Первый час пути они разговаривали мало, обсуждая только живописные фермы или перелески. На полдороге к Пенсильвании Дэнни вновь затронул тему об их совместной жизни, и Жени опять отказалась.
– Все, о чем ты, мадам доктор, печешься, это собственная карьера, – его слова прозвучали обвиняюще.
– Не только. Но мне девятнадцать лет. Попытайся понять меня, Дэнни.
– Понять? Я понимаю так, что ты уже соорудила себе вывеску, хотя еще не успела поступить в медицинскую школу. Доктор Сареева ставит диагнозы. Доктор Сареева рекомендует операцию.
– Она поможет Хаво.
– Поможет ли? Ты уверена? А деньги на нее свалятся, точно созревшая слива с маминого дерева?
– Они в этом вопросе – фактор не решающий, – Жени почувствовала в его голосе злость и разозлилась сама. Он властвовал, строил из себя тирана.
– Для вас, миледи из окружения Вандергриффов, деньги никогда не являются решающим фактором. Подопечная знаменитого и несказанно богатого Бернарда Мерритта, рассуждающего о том, что дал ей «взаймы» состояние. Но «взаймы», дорогая, на всю жизнь. И не забывай, что я живу на стипендию. Без нее я не смог бы учиться ни в Гарварде, ни в каком другом колледже. Может, ты учредишь стипендию для операции брата?
– Прекрати! – Его грубость оказалась такой же неистовой, как и страсть. Он может отталкивать с такой же силой, как и привлекать, подумала Жени.

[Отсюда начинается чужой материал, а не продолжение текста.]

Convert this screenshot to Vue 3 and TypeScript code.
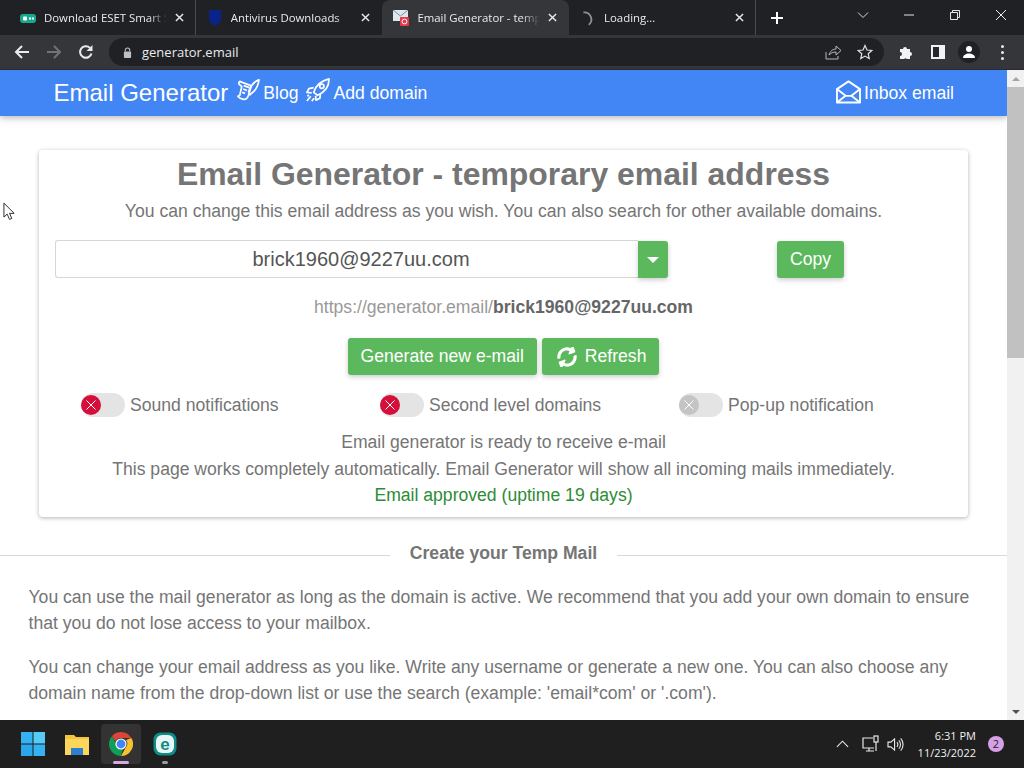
<script setup lang="ts">
interface BrowserTab {
  title: string;
  kind: 'eset' | 'shield' | 'mail' | 'spinner';
  active?: boolean;
}

const tabs: BrowserTab[] = [
  { title: 'Download ESET Smart Security', kind: 'eset' },
  { title: 'Antivirus Downloads', kind: 'shield' },
  { title: 'Email Generator - temporary email', kind: 'mail', active: true },
  { title: 'Loading...', kind: 'spinner' },
];

const toggles = [
  { label: 'Sound notifications', on: true },
  { label: 'Second level domains', on: true },
  { label: 'Pop-up notification', on: false },
];
</script>

<template>
  <div class="screen">
    <div class="tabbar">
      <div class="tabs">
        <div v-for="tab in tabs" :key="tab.title" class="tab" :class="{ active: tab.active }">
          <svg v-if="tab.kind === 'eset'" class="favicon" viewBox="0 0 16 16">
            <rect x="0" y="4" width="16" height="9" rx="3" fill="#17a98f" />
            <rect x="3" y="6.500" width="4" height="4" rx="1" fill="#fff" />
            <rect x="9" y="7.500" width="2" height="2" fill="#fff" />
            <rect x="12" y="7.500" width="2" height="2" fill="#fff" />
          </svg>
          <svg v-else-if="tab.kind === 'shield'" class="favicon" viewBox="0 0 16 16">
            <path d="M2 0h12v9c0 3-3 5-6 7-3-2-6-4-6-7z" fill="#0a2388" />
          </svg>
          <svg v-else-if="tab.kind === 'mail'" class="favicon" viewBox="0 0 16 16">
            <rect x="0" y="0" width="15" height="11" fill="#dfe6ee" />
            <path d="M0 0l7.500 6L15 0" fill="none" stroke="#7f8a96" />
            <rect x="7" y="7" width="9" height="9" rx="1" fill="#e53950" />
            <circle cx="11.500" cy="11.500" r="2.400" fill="none" stroke="#fff" />
          </svg>
          <svg v-else class="favicon" viewBox="0 0 16 16">
            <path d="M5 1.500a7 7 0 0 1 2 13.300" transform="rotate(-15 8 8)" fill="none" stroke="#8d9094" stroke-width="1.800" />
          </svg>
          <span class="tab-title">{{ tab.title }}</span>
          <svg class="tab-close" viewBox="0 0 10 10">
            <path d="M1 1l8 8M9 1l-8 8" stroke="#e8eaed" stroke-width="1.600" />
          </svg>
        </div>
        <svg class="new-tab" viewBox="0 0 12 12">
          <path d="M6 0v12M0 6h12" stroke="#fff" stroke-width="2" />
        </svg>
      </div>
      <div class="win-controls">
        <svg viewBox="0 0 12 12"><path d="M1 3.500l5 5 5-5" fill="none" stroke="#d8d8d8" /></svg>
        <svg viewBox="0 0 12 12"><path d="M1 6h10" stroke="#e6e6e6" /></svg>
        <svg viewBox="0 0 12 12"><path d="M1.500 3.500h7v7h-7zM3.500 3.500v-2h7v7h-2" fill="none" stroke="#e6e6e6" /></svg>
        <svg viewBox="0 0 12 12"><path d="M1 1l10 10M11 1L1 11" stroke="#f0f0f0" /></svg>
      </div>
    </div>

    <div class="toolbar">
      <svg class="tool-icon" viewBox="0 0 16 16"><path d="M15 8H2M8 2L2 8l6 6" fill="none" stroke="#e8eaed" stroke-width="2" /></svg>
      <svg class="tool-icon" viewBox="0 0 16 16"><path d="M1 8h13M8 2l6 6-6 6" fill="none" stroke="#6f7276" stroke-width="2" /></svg>
      <svg class="tool-icon" viewBox="0 0 16 16">
        <path d="M13.500 9.500A5.800 5.800 0 1 1 12 3.900" fill="none" stroke="#e8eaed" stroke-width="2" />
        <path d="M14.500 1v6h-6z" fill="#e8eaed" />
      </svg>
      <div class="omnibox">
        <svg class="lock" viewBox="0 0 10 12">
          <path d="M2.500 5V3.500a2.500 2.500 0 0 1 5 0V5" fill="none" stroke="#bdc1c6" stroke-width="1.200" />
          <rect x="1" y="5" width="8" height="7" rx="1" fill="#bdc1c6" />
        </svg>
        <span class="url">generator.email</span>
        <svg class="omni-icon" viewBox="0 0 16 16">
          <path d="M1 8v7h12v-3" fill="none" stroke="#b5b8bc" />
          <path d="M4 11c1-4 4-6 7-6V2l5 4.500L11 11V8c-3 0-5 1-7 3z" fill="none" stroke="#b5b8bc" />
        </svg>
        <svg class="omni-icon star" viewBox="0 0 16 16">
          <path d="M8 1.500l2 4.500 4.800.5-3.600 3.200 1 4.800L8 12.100l-4.200 2.400 1-4.800L1.200 6.500 6 6z" fill="none" stroke="#dfe1e5" stroke-width="1.200" />
        </svg>
      </div>
      <svg class="ext-icon puzzle" viewBox="0 0 16 16">
        <path d="M2 5h3a2 2 0 0 1 4 0h3v3a2 2 0 0 1 0 4v3H9a2 2 0 0 0-3 0H2v-3a2 2 0 0 0 0-4z" fill="#f1f3f4" />
      </svg>
      <svg class="ext-icon panel" viewBox="0 0 14 14">
        <path d="M0 0h14v14H0z" fill="#f1f3f4" />
        <path d="M2 2h6v10H2z" fill="#26282c" />
      </svg>
      <div class="avatar">
        <svg viewBox="0 0 14 14">
          <circle cx="7" cy="4" r="3" fill="#fff" />
          <path d="M1 13c0-3 3-4.500 6-4.500S13 10 13 13z" fill="#fff" />
        </svg>
      </div>
      <div class="kebab"><i></i><i></i><i></i></div>
    </div>

    <div class="viewport">
      <div class="page">
        <nav class="navbar">
          <div class="nav-left">
            <span class="brand">Email Generator</span>
            <a class="nav-link">
              <svg class="quill" viewBox="0 0 26 26" fill="none" stroke="#fff" stroke-width="1.800" stroke-linejoin="round">
                <path d="M6 4L17 8l-3 10c-1 3-3 5-6 4-2-.500-4-2-5-3l2-1 2-9-3-3c0-2 1-3 2-2z" />
                <path d="M9 8l6 2M8.500 11.500l4 1.500M7.500 15l3 1" />
                <path d="M14 15c1-5 5-11 11-13-1 6-3 11-8 14l-2 2" />
              </svg>
              Blog
            </a>
            <a class="nav-link">
              <svg class="rocket" viewBox="0 0 26 26" fill="none" stroke="#fff" stroke-width="1.800" stroke-linejoin="round">
                <path d="M9 15C11 8 17 3 25 1c0 8-5 14-12 17z" />
                <circle cx="17.500" cy="8.500" r="2.200" />
                <path d="M9 10l-5 1-2 4 5 .500M16 16.500l-.500 4.500-4 2-.500-4.500" />
                <path d="M6 19l-4 5M9.500 21l-2.500 3M2.500 19l1.500-1.500" />
              </svg>
              Add domain
            </a>
          </div>
          <a class="nav-link inbox">
            <svg class="envelope" viewBox="0 0 26 24" fill="none" stroke="#fff" stroke-width="2" stroke-linejoin="round">
              <path d="M1 9L13 1l12 8v14H1z" />
              <path d="M1 9l9 7h6l9-7M1 23l9-7M25 23l-9-7" />
            </svg>
            Inbox email
          </a>
        </nav>

        <main class="content">
          <section class="card">
            <h1>Email Generator - temporary email address</h1>
            <p class="lead">You can change this email address as you wish. You can also search for other available domains.</p>

            <div class="email-row">
              <div class="email-group">
                <div class="email-input">brick1960@9227uu.com</div>
                <button class="btn caret-btn" type="button"><span class="caret"></span></button>
              </div>
              <button class="btn copy-btn" type="button">Copy</button>
            </div>

            <p class="link-line">https://generator.email/<b>brick1960@9227uu.com</b></p>

            <div class="actions">
              <button class="btn action" type="button">Generate new e-mail</button>
              <button class="btn action" type="button">
                <svg class="refresh" viewBox="0 0 512 512">
                  <path fill="#fff" d="M370.720 133.280C339.458 104.008 298.888 87.962 255.848 88c-77.458.068-144.328 53.178-162.791 126.850-1.344 5.363-6.122 9.150-11.651 9.150H24.103c-7.498 0-13.194-6.807-11.807-14.176C33.933 94.924 134.813 8 256 8c66.448 0 126.791 26.136 171.315 68.685L463.030 40.970C478.149 25.851 504 36.559 504 57.941V192c0 13.255-10.745 24-24 24H345.941c-21.382 0-32.090-25.851-16.971-40.971l41.750-41.749zM32 296h134.059c21.382 0 32.090 25.851 16.971 40.971l-41.750 41.750c31.262 29.273 71.835 45.319 114.876 45.280 77.418-.070 144.315-53.144 162.787-126.849 1.344-5.363 6.122-9.150 11.651-9.150h57.304c7.498 0 13.194 6.807 11.807 14.176C478.067 417.076 377.187 504 256 504c-66.448 0-126.791-26.136-171.315-68.685L48.970 471.030C33.851 486.149 8 475.441 8 454.059V320c0-13.255 10.745-24 24-24z" transform="rotate(-20 256 256)" />
                </svg>
                Refresh
              </button>
            </div>

            <div class="toggles">
              <div v-for="item in toggles" :key="item.label" class="toggle-item">
                <span class="switch" :class="{ on: item.on }">
                  <span class="knob">
                    <svg viewBox="0 0 10 10"><path d="M0.500 0.500l9 9M9.500 0.500l-9 9" stroke="#fff" stroke-width="1" /></svg>
                  </span>
                </span>
                <span>{{ item.label }}</span>
              </div>
            </div>

            <div class="status">
              <p>Email generator is ready to receive e-mail</p>
              <p>This page works completely automatically. Email Generator will show all incoming mails immediately.</p>
              <p class="approved">Email approved (uptime 19 days)</p>
            </div>
          </section>

          <div class="divider"><span>Create your Temp Mail</span></div>

          <div class="article">
            <p>You can use the mail generator as long as the domain is active. We recommend that you add your own domain to ensure that you do not lose access to your mailbox.</p>
            <p>You can change your email address as you like. Write any username or generate a new one. You can also choose any domain name from the drop-down list or use the search (example: 'email*com' or '.com').</p>
          </div>
        </main>
      </div>

      <div class="scrollbar">
        <span class="arrow up"></span>
        <div class="thumb"></div>
        <span class="arrow down"></span>
      </div>

      <svg class="cursor" viewBox="0 0 14 20">
        <path d="M1 1v15l3.500-3.200 2.500 5.700 2.500-1-2.500-5.500h5z" fill="#fff" stroke="#222" stroke-width="1" />
      </svg>
    </div>

    <footer class="taskbar">
      <div class="task-apps">
        <div class="task-app">
          <svg class="app-icon" viewBox="0 0 24 24">
            <path d="M0 0h11.500v11.500H0z" fill="#35b2f2" />
            <path d="M12.500 0H24v11.500H12.500z" fill="#55cbf7" />
            <path d="M0 12.500h11.500V24H0z" fill="#2aa6ec" />
            <path d="M12.500 12.500H24V24H12.500z" fill="#35b2f2" />
          </svg>
        </div>
        <div class="task-app">
          <svg class="app-icon" viewBox="0 0 24 24">
            <path d="M0 3h9l2 2h13v18H0z" fill="#f4c63d" />
            <path d="M0 7h24v16H0z" fill="#fbd55c" />
            <path d="M6 16h12v7H6z" fill="#2f7fd1" />
          </svg>
        </div>
        <div class="task-app running">
          <svg class="app-icon" viewBox="0 0 24 24">
            <path d="M12 0a12 12 0 0 1 10.400 6H12a6 6 0 0 0-5.500 3.600L2.900 4.200A12 12 0 0 1 12 0z" fill="#db4437" />
            <path d="M22.400 6A12 12 0 0 1 12 24l4.800-8.500A6 6 0 0 0 17 8z" fill="#fbc02d" />
            <path d="M12 24A12 12 0 0 1 2.900 4.200l4.800 8.300a6 6 0 0 0 6.700 3.100L12 24z" fill="#0f9d58" />
            <circle cx="12" cy="12" r="5.600" fill="#fff" />
            <circle cx="12" cy="12" r="4.400" fill="#4285f4" />
          </svg>
          <span class="run-bar"></span>
        </div>
        <div class="task-app">
          <svg class="app-icon" viewBox="0 0 24 24">
            <rect x="0.500" y="0.500" width="23" height="23" rx="7" fill="#0d8c88" />
            <rect x="3" y="3" width="18" height="18" rx="6" fill="#eaf7f6" />
            <text x="12" y="18" text-anchor="middle" class="eset-e">e</text>
          </svg>
          <span class="run-dot"></span>
        </div>
      </div>
      <div class="tray">
        <svg class="tray-chevron" viewBox="0 0 14 8"><path d="M1 7l6-6 6 6" fill="none" stroke="#e8e8e8" stroke-width="1.200" /></svg>
        <svg class="tray-net" viewBox="0 0 18 18" fill="none" stroke="#e8e8e8" stroke-width="1.200">
          <path d="M11 3H1v10h11M4 16h8M7 13v3" />
          <rect x="12" y="1" width="4" height="6" />
          <path d="M14 7v9" />
        </svg>
        <svg class="tray-sound" viewBox="0 0 18 16" fill="none" stroke="#e8e8e8" stroke-width="1.200">
          <path d="M1 5.500h3L8 2v12l-4-3.500H1z" />
          <path d="M10.500 5.500a3.500 3.500 0 0 1 0 5M12.500 3.500a6.500 6.500 0 0 1 0 9M14.500 1.500a9.500 9.500 0 0 1 0 13" />
        </svg>
        <div class="clock">
          <span>6:31 PM</span>
          <span>11/23/2022</span>
        </div>
        <span class="badge">2</span>
      </div>
    </footer>
  </div>
</template>

<style scoped>
.screen {
  width: 1024px;
  height: 768px;
  display: flex;
  flex-direction: column;
  overflow: hidden;
  font-family: "Liberation Sans", Arial, sans-serif;
  background: #fff;
}

/* chrome */
.tabbar {
  height: 35px;
  flex: none;
  display: flex;
  justify-content: space-between;
  background: #202124;
}

.tabs {
  display: flex;
  align-items: center;
  padding-left: 9px;
}

.tab {
  width: 186.700px;
  height: 35px;
  padding: 0 8px 0 11px;
  box-sizing: border-box;
  display: flex;
  align-items: center;
  gap: 8px;
  color: #e8eaed;
  font: 11.400px "Open Sans", "Noto Sans", sans-serif;
  border-right: 1px solid #4a4c50;
  background-clip: padding-box;
}

.tab:nth-child(2),
.tab.active {
  border-right-color: transparent;
}

.tab.active {
  background: #35363a;
  border-radius: 8px 8px 0 0;
}

.favicon {
  width: 16px;
  height: 16px;
  flex: none;
}

.tab-title {
  flex: 1;
  min-width: 0;
  white-space: nowrap;
  overflow: hidden;
  -webkit-mask-image: linear-gradient(90deg, #000 85%, transparent);
  mask-image: linear-gradient(90deg, #000 85%, transparent);
}

.tab-close {
  width: 9px;
  height: 9px;
  flex: none;
  margin-right: 3px;
}

.new-tab {
  width: 12px;
  height: 12px;
  margin-left: 15px;
}

.win-controls {
  display: flex;
  align-items: center;
  gap: 34px;
  padding: 0 17px 6px 0;
}

.win-controls svg {
  width: 12px;
  height: 12px;
}

.toolbar {
  height: 35px;
  flex: none;
  display: flex;
  align-items: center;
  padding-left: 14px;
  background: #35363a;
  box-sizing: border-box;
  border-bottom: 1px solid #2a2b2e;
}

.tool-icon {
  width: 16px;
  height: 16px;
  margin-right: 16px;
}

.omnibox {
  width: 775px;
  height: 28px;
  margin-left: -1px;
  padding: 0 10px 0 14px;
  box-sizing: border-box;
  display: flex;
  align-items: center;
  border-radius: 14px;
  background: #202124;
}

.lock {
  width: 9px;
  height: 11px;
  margin-right: 10px;
}

.url {
  flex: 1;
  color: #e8eaed;
  font: 13px "Open Sans", "Noto Sans", sans-serif;
}

.omni-icon {
  width: 16px;
  height: 16px;
}

.star {
  margin-left: 16px;
  margin-right: 1px;
}

.ext-icon {
  flex: none;
}

.puzzle {
  width: 16px;
  height: 16px;
  margin-left: 14px;
}

.panel {
  width: 14px;
  height: 14px;
  margin-left: 17px;
}

.avatar {
  width: 22px;
  height: 22px;
  margin-left: 13px;
  border-radius: 50%;
  background: #202124;
  display: flex;
  align-items: center;
  justify-content: center;
}

.avatar svg {
  width: 14px;
  height: 14px;
}

.kebab {
  display: flex;
  flex-direction: column;
  gap: 3px;
  margin-left: 21px;
}

.kebab i {
  width: 3px;
  height: 3px;
  border-radius: 50%;
  background: #e8eaed;
}

/* page */
.viewport {
  position: relative;
  flex: 1;
  min-height: 0;
  display: flex;
  overflow: hidden;
}

.page {
  flex: 1;
  min-width: 0;
  overflow: hidden;
  color: #757575;
}

.navbar {
  height: 46px;
  padding: 0 53px 0 53.500px;
  display: flex;
  align-items: center;
  justify-content: space-between;
  background: #4285f4;
  box-shadow: 0 2px 5px rgba(0, 0, 0, 0.16), 0 2px 10px rgba(0, 0, 0, 0.12);
  color: #fff;
}

.nav-left {
  display: flex;
  align-items: center;
}

.brand {
  font-size: 24px;
  margin-right: 7px;
}

.nav-link {
  display: flex;
  align-items: center;
  font-size: 17.600px;
  margin-right: 7px;
}

.inbox {
  margin-right: 0;
}

.quill,
.rocket {
  width: 25px;
  height: 25px;
  margin-right: 3px;
  margin-top: -5px;
}

.envelope {
  width: 25px;
  height: 24px;
  margin-right: 3px;
  margin-top: -3px;
}

.content {
  padding-top: 34px;
}

.card {
  width: 929px;
  margin: 0 auto;
  padding: 5px 16px 8px;
  box-sizing: border-box;
  border-radius: 4px;
  text-align: center;
  background: #fff;
  box-shadow: 0 1px 4px rgba(0, 0, 0, 0.3);
}

h1 {
  margin: 0;
  font-size: 31.950px;
  line-height: 38px;
  font-weight: 700;
}

.lead {
  margin: 5px 0 0;
  font-size: 17.600px;
  line-height: 26px;
}

.email-row {
  display: flex;
  margin-top: 16px;
}

.email-group {
  display: flex;
  width: 613px;
}

.email-input {
  flex: 1;
  height: 38px;
  padding-left: 28px;
  box-sizing: border-box;
  border: 1px solid #d6d6d6;
  border-right: none;
  border-radius: 3px 0 0 3px;
  color: #555;
  font-size: 20px;
  line-height: 36px;
}

.btn {
  border: none;
  border-radius: 3px;
  background: #5cb85c;
  color: #fff;
  font-family: inherit;
  font-size: 17.600px;
  padding: 0;
  box-shadow: 0 2px 5px rgba(0, 0, 0, 0.2);
}

.caret-btn {
  width: 30px;
  height: 37px;
  margin-top: 1px;
  border-radius: 0 3px 3px 0;
  display: flex;
  align-items: center;
  justify-content: center;
}

.caret {
  border-top: 6px solid #fff;
  border-left: 6px solid transparent;
  border-right: 6px solid transparent;
}

.copy-btn {
  width: 67px;
  height: 37px;
  margin-left: 109px;
  margin-top: 1px;
}

.link-line {
  margin: 16px 0 0;
  font-size: 17.600px;
  line-height: 26px;
  color: #999;
}

.link-line b {
  color: #666;
}

.actions {
  display: flex;
  justify-content: center;
  gap: 5px;
  margin-top: 18px;
}

.action {
  height: 37px;
  padding: 0 13px;
  display: flex;
  align-items: center;
  gap: 8px;
}

.refresh {
  width: 20px;
  height: 20px;
  margin-left: 2px;
}

.toggles {
  display: flex;
  margin: 17px 0 0 26px;
}

.toggle-item {
  width: 299px;
  flex: none;
  display: flex;
  align-items: center;
  gap: 5px;
  font-size: 17.600px;
  line-height: 26px;
}

.switch {
  width: 44px;
  height: 24px;
  border-radius: 12px;
  background: #e4e4e4;
  display: flex;
  align-items: center;
  box-sizing: border-box;
}

.knob {
  width: 20px;
  height: 20px;
  border-radius: 50%;
  background: #c4c4c4;
  display: flex;
  align-items: center;
  justify-content: center;
}

.switch.on .knob {
  background: #d50f3a;
}

.knob svg {
  width: 10px;
  height: 10px;
}

.status {
  margin-top: 11.400px;
  font-size: 17.600px;
  line-height: 26.400px;
}

.status p {
  margin: 0;
}

.status .approved {
  color: #2e8b35;
}

.divider {
  position: relative;
  margin-top: 26px;
  height: 22px;
  display: flex;
  justify-content: center;
  align-items: center;
  font-size: 17.600px;
  font-weight: 700;
}

.divider::before {
  content: "";
  position: absolute;
  left: 0;
  right: 0;
  top: calc(50% + 1px);
  border-top: 1px solid #d8d8d8;
}

.divider span {
  position: relative;
  padding: 0 20px;
  background: #fff;
}

.article {
  padding: 1px 28.500px 0;
  font-size: 17.600px;
  line-height: 26px;
}

.article p {
  margin: 18px 0 0;
}

.scrollbar {
  width: 17px;
  flex: none;
  display: flex;
  flex-direction: column;
  align-items: center;
  background: #f1f1f1;
}

.arrow {
  height: 17px;
  flex: none;
  display: flex;
  align-items: center;
}

.arrow::before {
  content: "";
  border-left: 4px solid transparent;
  border-right: 4px solid transparent;
}

.arrow.up::before {
  border-bottom: 4px solid #a3a3a3;
}

.arrow.down {
  margin-top: auto;
}

.arrow.down::before {
  border-top: 4px solid #505050;
}

.thumb {
  width: 100%;
  height: 271px;
  background: #c1c1c1;
}

.cursor {
  position: absolute;
  left: 3px;
  top: 132px;
  width: 13px;
  height: 19px;
}

/* taskbar */
.taskbar {
  height: 48px;
  flex: none;
  display: flex;
  justify-content: space-between;
  background: #1f1f1f;
}

.task-apps {
  display: flex;
  padding: 4px 0 0 13px;
}

.task-app {
  position: relative;
  width: 40px;
  height: 40px;
  margin-right: 4px;
  display: flex;
  align-items: center;
  justify-content: center;
  border-radius: 4px;
}

.task-app.running {
  background: #333;
}

.app-icon {
  width: 24px;
  height: 24px;
}

.eset-e {
  font: 700 17px "Liberation Sans", sans-serif;
  fill: #0d8c88;
}

.run-bar,
.run-dot {
  position: absolute;
  bottom: 0;
  left: 50%;
  height: 3px;
  border-radius: 2px;
  transform: translateX(-50%);
}

.run-bar {
  width: 16px;
  background: #d6a9e6;
}

.run-dot {
  width: 6px;
  background: #9a9a9a;
}

.tray {
  display: flex;
  align-items: center;
  color: #f2f2f2;
}

.tray-chevron {
  width: 13px;
  height: 8px;
  margin-right: 13px;
}

.tray-net {
  width: 18px;
  height: 18px;
  margin-right: 7px;
}

.tray-sound {
  width: 17px;
  height: 15px;
  margin-right: 14px;
}

.clock {
  display: flex;
  flex-direction: column;
  align-items: flex-end;
  font: 11px/17px "Open Sans", "Noto Sans", sans-serif;
}

.badge {
  width: 16px;
  height: 16px;
  margin: 0 20px 0 12px;
  border-radius: 50%;
  background: #d6a0e6;
  color: #222;
  font: 11px/16px "Open Sans", sans-serif;
  text-align: center;
}
</style>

– А ты ничего не слышала о несбывшихся надеждах, – Дэнни продолжал, будто и не слышал ее. – И о тех, кто их зарождает. Девятнадцатилетняя леди-доктор так расточительно сеет надежды среди убогих мира сего. Будет ли она с ними, чтобы стереть их слезы и выслушать жалобы, когда надежды угаснут?
– Хаво не убогий, – выкрикнула она. – И я сказала ему только то, что считала необходимым: оставшуюся волчью пасть можно исправить. И обещала ему как следует выяснить это. Изучить в книгах.
– Ах, изучить! Волшебное слово. Не слово, а тайный пароль, высшая мудрость. Изучение исцелит все, – костяшки его пальцев на руле побелели. У Жени возникло острое желание распахнуть дверь и выскочить из машины.
– Ты хочешь, чтобы он остался таким? – она бросила ему в лицо обвинение, кивком подтвердив свои слова. – Да, так и есть. Ты ведь гений. Блестящий писатель. Так хорошо управляешься со словами и жаждешь, чтобы все хвалебные слова доставались тебе?
– Заткнись, – его рука взлетела, и Жени отпрянула, боясь, что он ударит ее.
Она сжалась у дверцы, подальше от него. Дэнни резко нажал на педаль, заставляя машину набрать восемьдесят миль в час.
У Жениного общежития он остановил машину со скрипом тормозов. Она схватила с заднего сиденья чемодан.
– Не нуждаюсь в примадоннах, – и с шумом захлопнула дверцу.
Дэнни наблюдал, как она вошла внутрь. Заглушил мотор и подождал, пока в ее окне не зажегся свет. Его бил озноб. Он смотрел на светлый квадратик, пока там не погасло. Пальцы онемели, он попытался включить двигатель. На приборной доске остались следы слез.